Actually, I was probably a little more amused.



3 comments:

tara said...

lol, i've been there with my wheels "for sure i can totally just fix this, i'll just take those spokes over there and lace them to this rim over here...what do you mean that different rims have a different number of holes and use different spoke lengths?", he sounds like an old-school salvage and fix type guy, gotta give him props for that (as he is the opposite of carbon fiber new super record groupo every 4 months roadie man (who technically funds the industry and i should thank)).

also, my grandpa was a Mason. he wore his mason's ring and not his wedding ring, my grandma was really pleased about that. i never really could get him to tell me what they did in there, probably just drank lots and watched hockey without their wives. when he died, a couple of dudes came to collect his ring.

Dan said...

Oh, come on. Considering how well you laid out the appearance of the bike and its owner, how could you not be expecting something like that?

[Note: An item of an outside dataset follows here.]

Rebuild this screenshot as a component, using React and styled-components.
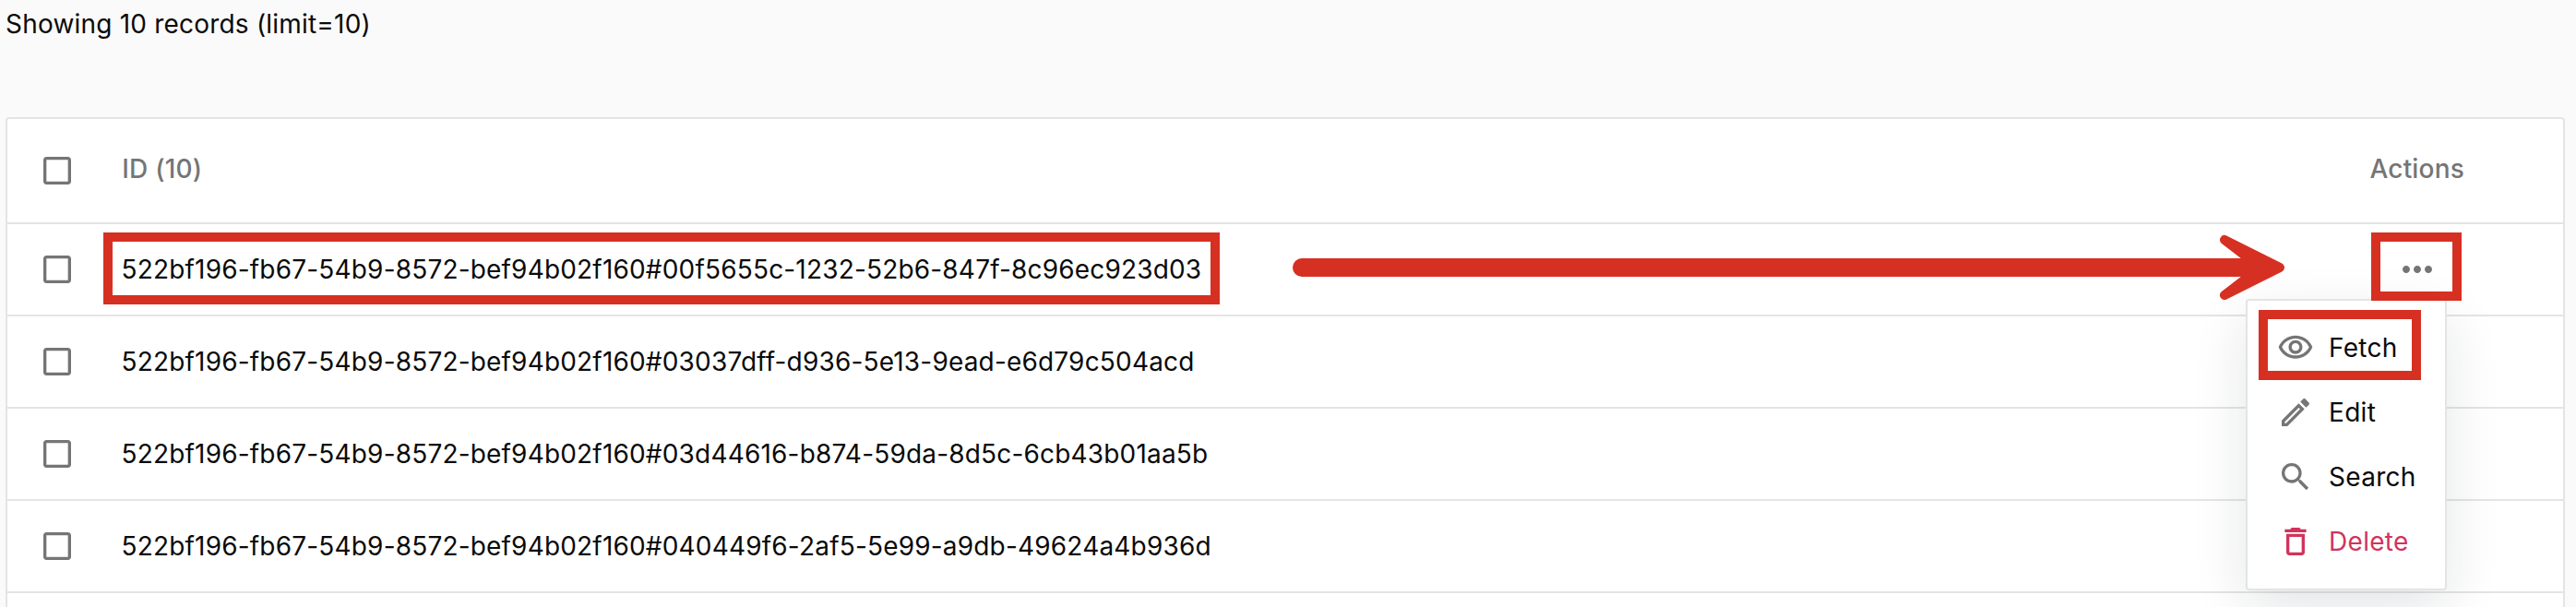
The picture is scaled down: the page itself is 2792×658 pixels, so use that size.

At least he didn't ask you to remove the remnants of half-eaten PowerGel mixed with months of caked-on sweat off of his top-tube. Or the half-bottle of ketchup that someone may or may not have poured into his seat tube several years ago.

Dan

Kris said...

My Dad's a Mason. He was the grand poo-bah of his lodge. I have many Masonic secrets I could share -- none of which I learned from him. It's all at the library. But, if you'd said "I see you've been to the East" you might have got a reaction out of him.